On Thursday the committee’s chair and ranking member, Sen. Bernie Sanders (I-Vermont) and Sen. Bill Cassidy, M.D. (R-Louisiana), announced that lawmakers will consider a vote to investigate the bankrupt for-profit health system and subpoena its top executive.

“We have a number of questions to ask Dr. de la Torre about the bankruptcy of Steward Health Care and the financial arrangements leading up to its insolvency,” the senators said in a joint statement. “It is time for Dr. de la Torre to answer them before Congress and the American people.”

Cassidy, in his own release, pointed to the “poor financial decisions and gross mismanagement” of Glenwood Regional Medical Center, a Steward hospital in his district, and the threat of patients potentially being denied care at the facility due to “Steward’s irresponsible business practices.”

“My goal is to ensure residents in the community served by Glenwood continue to receive the care they need and to get to the bottom of these problems to make sure they do not happen again,” Cassidy said.

Sanders and HELP Subcommittee on Primary Health and Retirement Security Chair Edward Markey (D-Massachusetts) released a separate joint statement with harsher language for the executive.

“Time and time again we have invited Dr. de la Torre to come before Congress to testify about the financial mismanagement at Steward that led to one of the largest healthcare bankruptcies in our nation’s history.
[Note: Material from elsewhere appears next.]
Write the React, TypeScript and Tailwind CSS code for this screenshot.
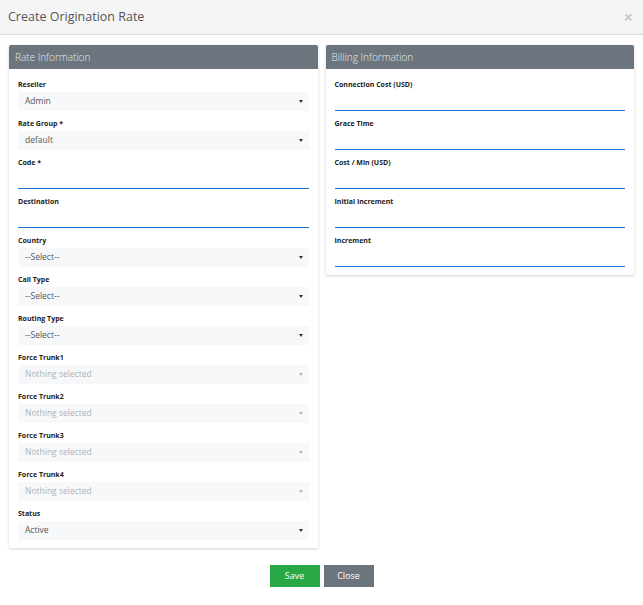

And time and time again, he has arrogantly refused,” Markey and Sanders said in a joint statement. “Enough is enough. It is time for Dr. de la Torre to get off of his yacht and explain to Congress how much he has gained financially while bankrupting the hospitals he manages."

After months of reported financial difficulties, Steward filed for bankruptcy on May 6. The system has been working through the courts to auction off its hospitals and other assets, including its physician group but has repeatedly pushed back deadlines and seen deal proposals disintegrate under regulatory scrutiny.

The proceedings have become a closely watched affair as patients, healthcare professionals and government leaders alike raised concerns of potential service interruptions among Steward’s facilities.

The company’s ties to Cerberus Capital Management and strategic decisions that hobbled its financial stability in exchange for short-term payouts have also won harsh criticism from opponents of private equity and “corporate profiteering” in healthcare.

Cerberus made a reported $800 million profit when it exited the company in the year’s leading up to its bankruptcy. Court documents filed during the bankruptcy proceedings show de la Torre was paid about $5.2 million in salary, reimbursement and other compensation in the run-up to bankruptcy.

“Perhaps more than anyone else in America, Dr. Ralph de la Torre, … is the poster child for the type of outrageous corporate greed that is permeating through our for-profit healthcare system,” Sanders and Markey said in their statement.

Last week CBS News reported that Boston-based federal authorities had opened a criminal investigation into Steward based on allegations of fraud and violations of the Foreign Corrupt Practices Act. These allegations, per CBS’ anonymous sources, are tied to a criminal corruption probe being conducted in Malta surrounding a deal for Steward to run three of its state-owned hospitals.

The HELP Committee will vote on the investigation and subpoena on July 25.